Yapılacak iş, davacının askerlik yaptığı tarihleri tespit etmek, askerlik süresince iş aktinin askıda olduğunu kabul ederek askerlik öncesi sürenin hak düşürücü süreye uğramayacağını göz önünde bulundurmak, davacının çalıştığını iddia ettiği 1995 tarihinde 18 yaşından küçük olduğu anlaşıldığından 506 sayılı yasanın 60/G hükmünü değerlendirmek, davacının çalıştığı işyerinin hangisi olduğunu net şekilde belirleyip bu işyerinin dava konusu edilen döneme ait dönem bordrolarını getirtip davalı işyerinin kanun kapsamına alındığı tarihi araştırmak, dönem bordrolarında ihtilaflı dönemin tamamında kayıtlı ve tarafsız tanıklar saptanarak bunların bilgilerine başvurmak, bordolarda adı geçen kişilerin adreslerinin tespit edilememesi veya beyanları ile yetinilmediği takdirde, Sosyal Güvenlik Kurumu, zabıta, maliye, meslek odası aracılığı ve muhtarlık marifetiyle davalı işyerine komşu işyerlerini tespit edip bu işyerlerinin uyuşmazlık konusu dönemde çalıştığı tespit edilen kayıtlı çalışanları, yoksa işyeri sahipleri araştırılıp tespit edilerek çalışmanın niteliği ile gerçek bir çalışma olup olmadığı yönünde yöntemince beyanlarını almak ve gerçek çalışma olgusunu somut ve inandırıcı bilgilere dayalı şekilde ortaya koyduktan sonra davacının çalışmasının sürekli çalışma olduğu anlaşılırsa sonucuna göre karar vermekten ibarettir.

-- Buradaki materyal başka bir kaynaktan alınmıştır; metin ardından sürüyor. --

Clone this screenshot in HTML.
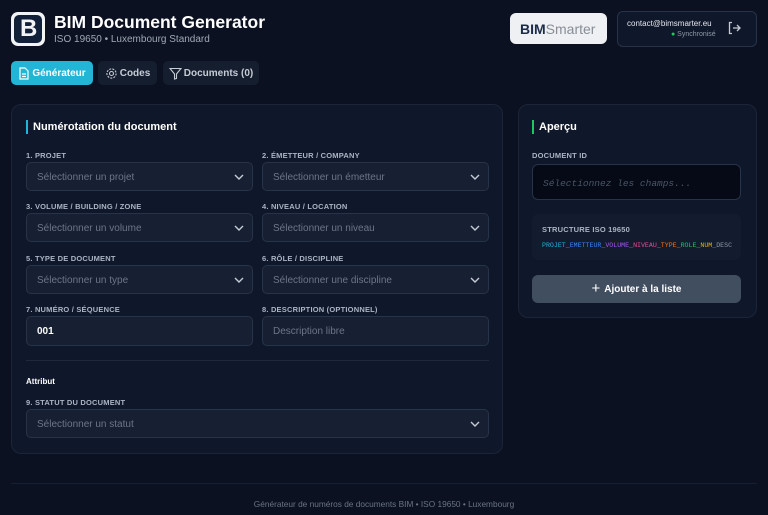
<!DOCTYPE html>
<html><head><meta charset="utf-8">
<style>
*{box-sizing:border-box;margin:0;padding:0}
body{width:768px;height:515px;overflow:hidden;background:#0b1120;font-family:"Liberation Sans",sans-serif;color:#e5e7eb;position:relative}
.abs{position:absolute}
.card{position:absolute;background:#0f172a;border:1px solid #1b2537;border-radius:10px}
.lbl{position:absolute;font-size:7.5px;font-weight:bold;color:#aab4c3;letter-spacing:.2px}
.inp{position:absolute;height:29px;background:#172033;border:1px solid #273348;border-radius:5px;font-size:10px;color:#6b7688;padding:9px 0 0 10px}
.inp svg{position:absolute;right:8px;top:11px}
.tab{position:absolute;top:61px;height:24px;border-radius:5px;background:#151e2e;font-size:10px;font-weight:bold;color:#c6ccd6;display:flex;align-items:center;justify-content:center;gap:2px}
.h{position:absolute;font-size:11px;font-weight:bold;color:#fff}
.bar{position:absolute;width:2px;height:14px}
</style></head><body>
<!-- logo -->
<div class="abs" style="left:11px;top:12px;width:34px;height:34px;background:#f3f4f6;border-radius:7px"></div>
<div class="abs" style="left:14px;top:15px;width:28px;height:28px;background:#12203a;border-radius:5px"></div>
<div class="abs" style="left:20px;top:17px;font-size:24px;font-weight:bold;color:#f3f4f6;line-height:24px">B</div>
<div class="abs" style="left:54px;top:12px;font-size:17.5px;font-weight:bold;color:#fff">BIM Document Generator</div>
<div class="abs" style="left:54px;top:34px;font-size:10px;color:#a0a8b5">ISO 19650 • Luxembourg Standard</div>
<!-- right header -->
<div class="abs" style="left:510px;top:13px;width:97px;height:31px;background:#eef0f3;border-radius:6px;font-size:14px;color:#888d96;padding:8px 0 0 10px"><b style="color:#1c2b4a">BIM</b>Smarter</div>
<div class="abs" style="left:617px;top:11px;width:140px;height:36px;border:1px solid #273348;border-radius:6px;background:#0f172a"></div>
<div class="abs" style="left:627px;top:19px;font-size:8px;color:#e5e7eb">contact@bimsmarter.eu</div>
<div class="abs" style="left:671px;top:31px;font-size:7px;color:#8e97a5"><span style="color:#22c55e">●</span> Synchronisé</div>
<svg class="abs" style="left:727px;top:21px" width="14" height="14" viewBox="0 0 14 14" fill="none" stroke="#c6ccd6" stroke-width="1.3"><path d="M5 1.5H2.5v11H5M6 7h7M10 4l3 3-3 3"/></svg>
<!-- tabs -->
<div class="tab" style="left:11px;width:82px;background:#22b5d6;color:#fff">
<svg width="12" height="13" viewBox="0 0 12 13" fill="none" stroke="#fff" stroke-width="1.2"><path d="M2 1h5l3 3v8H2z M4 7h4M4 9.5h4"/></svg>Générateur</div>
<div class="tab" style="left:98px;width:59px">
<svg width="13" height="13" viewBox="0 0 13 13" fill="none" stroke="#c6ccd6" stroke-width="1.1"><circle cx="6.5" cy="6.5" r="2"/><circle cx="6.5" cy="6.5" r="4.6" stroke-dasharray="2 1.2"/></svg>Codes</div>
<div class="tab" style="left:163px;width:96px">
<svg width="13" height="13" viewBox="0 0 13 13" fill="none" stroke="#c6ccd6" stroke-width="1.1"><path d="M1 1.5h11L7.5 7v4.5L5.5 12V7z"/></svg>Documents (0)</div>
<!-- left card -->
<div class="card" style="left:11px;top:104px;width:492px;height:350px"></div>
<div class="bar" style="left:26px;top:120px;background:#22b5d6"></div>
<div class="h" style="left:33px;top:121px">Numérotation du document</div>
<div class="lbl" style="left:26px;top:151px">1. PROJET</div>
<div class="lbl" style="left:262px;top:151px">2. ÉMETTEUR / COMPANY</div>
<div class="inp" style="left:26px;top:162px;width:227px">Sélectionner un projet<svg width="10" height="7"><path d="M1 1l4 4 4-4" stroke="#c6ccd6" fill="none" stroke-width="1.4"/></svg></div>
<div class="inp" style="left:262px;top:162px;width:227px">Sélectionner un émetteur<svg width="10" height="7"><path d="M1 1l4 4 4-4" stroke="#c6ccd6" fill="none" stroke-width="1.4"/></svg></div>
<div class="lbl" style="left:26px;top:202px">3. VOLUME / BUILDING / ZONE</div>
<div class="lbl" style="left:262px;top:202px">4. NIVEAU / LOCATION</div>
<div class="inp" style="left:26px;top:213px;width:227px">Sélectionner un volume<svg width="10" height="7"><path d="M1 1l4 4 4-4" stroke="#c6ccd6" fill="none" stroke-width="1.4"/></svg></div>
<div class="inp" style="left:262px;top:213px;width:227px">Sélectionner un niveau<svg width="10" height="7"><path d="M1 1l4 4 4-4" stroke="#c6ccd6" fill="none" stroke-width="1.4"/></svg></div>
<div class="lbl" style="left:26px;top:254px">5. TYPE DE DOCUMENT</div>
<div class="lbl" style="left:262px;top:254px">6. RÔLE / DISCIPLINE</div>
<div class="inp" style="left:26px;top:265px;width:227px">Sélectionner un type<svg width="10" height="7"><path d="M1 1l4 4 4-4" stroke="#c6ccd6" fill="none" stroke-width="1.4"/></svg></div>
<div class="inp" style="left:262px;top:265px;width:227px">Sélectionner une discipline<svg width="10" height="7"><path d="M1 1l4 4 4-4" stroke="#c6ccd6" fill="none" stroke-width="1.4"/></svg></div>
<div class="lbl" style="left:26px;top:305px">7. NUMÉRO / SÉQUENCE</div>
<div class="lbl" style="left:262px;top:305px">8. DESCRIPTION (OPTIONNEL)</div>
<div class="inp" style="left:26px;top:316px;width:227px;height:30px;color:#fff;font-weight:bold">001</div>
<div class="inp" style="left:262px;top:316px;width:227px;height:30px">Description libre</div>
<div class="abs" style="left:26px;top:360px;width:463px;height:1px;background:#1e293b"></div>
<div class="abs" style="left:26px;top:377px;font-size:8px;font-weight:bold;color:#fff">Attribut</div>
<div class="lbl" style="left:26px;top:398px">9. STATUT DU DOCUMENT</div>
<div class="inp" style="left:26px;top:409px;width:463px">Sélectionner un statut<svg width="10" height="7"><path d="M1 1l4 4 4-4" stroke="#c6ccd6" fill="none" stroke-width="1.4"/></svg></div>
<!-- right card -->
<div class="card" style="left:518px;top:104px;width:239px;height:214px"></div>
<div class="bar" style="left:532px;top:120px;background:#22c55e"></div>
<div class="h" style="left:539px;top:121px">Aperçu</div>
<div class="lbl" style="left:532px;top:151px">DOCUMENT ID</div>
<div class="abs" style="left:532px;top:164px;width:209px;height:36px;background:#050a16;border:1px solid #273348;border-radius:6px;font-family:'Liberation Mono',monospace;font-style:italic;font-size:9.5px;color:#4b5565;padding:13px 0 0 10px">Sélectionnez les champs...</div>
<div class="abs" style="left:532px;top:214px;width:209px;height:46px;background:#131c2e;border-radius:6px"></div>
<div class="lbl" style="left:542px;top:225px">STRUCTURE ISO 19650</div>
<div class="abs" style="left:542px;top:242px;font-family:'Liberation Mono',monospace;font-size:6.6px;color:#8e97a5;white-space:nowrap"><span style="color:#22b5d6">PROJET</span>_<span style="color:#3b82f6">EMETTEUR</span>_<span style="color:#a855f7">VOLUME</span>_<span style="color:#ec4899">NIVEAU</span>_<span style="color:#f97316">TYPE</span>_<span style="color:#22c55e">ROLE</span>_<span style="color:#eab308">NUM</span>_DESC</div>
<div class="abs" style="left:532px;top:275px;width:209px;height:28px;background:#414e60;border-radius:6px;font-size:10px;font-weight:bold;color:#fff;display:flex;align-items:center;justify-content:center;gap:4px"><span style="font-size:15px;font-weight:normal;line-height:10px">+</span> Ajouter à la liste</div>
<!-- footer -->
<div class="abs" style="left:11px;top:483px;width:746px;height:1px;background:#162033"></div>
<div class="abs" style="left:0;top:499px;width:768px;text-align:center;font-size:8.3px;color:#6b7483">Générateur de numéros de documents BIM • ISO 19650 • Luxembourg</div>
</body></html>
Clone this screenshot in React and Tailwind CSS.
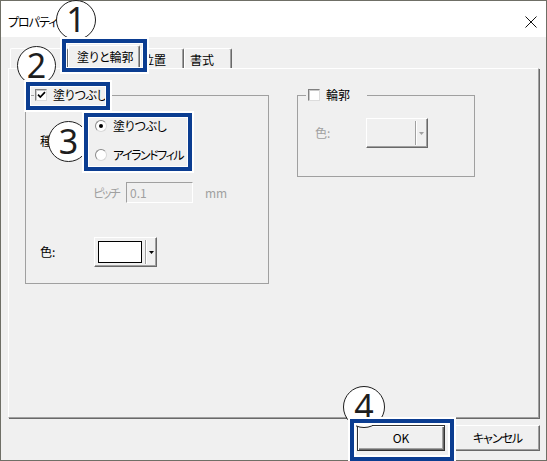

Mahkemece, bu maddi ve hukuki olgular gözönünde tutulmaksızın eksik inceleme ve araştırma ile yazılı şekilde hüküm kurulması usul ve yasaya aykırı olup bozma nedenidir.
O halde, taraf vekillerinin bu yönleri amaçlayan temyiz itirazları kabul edilmeli ve hüküm bozulmalıdır.
SONUÇ: Hükmün yukarıda açıklanan nedenlerle BOZULMASINA,temyiz harcının istek halinde temyiz edenlerden davacı ve davalı O.. Ş..’ye iadesine
27/03/2014 gününde oybirliğiyle karar verildi.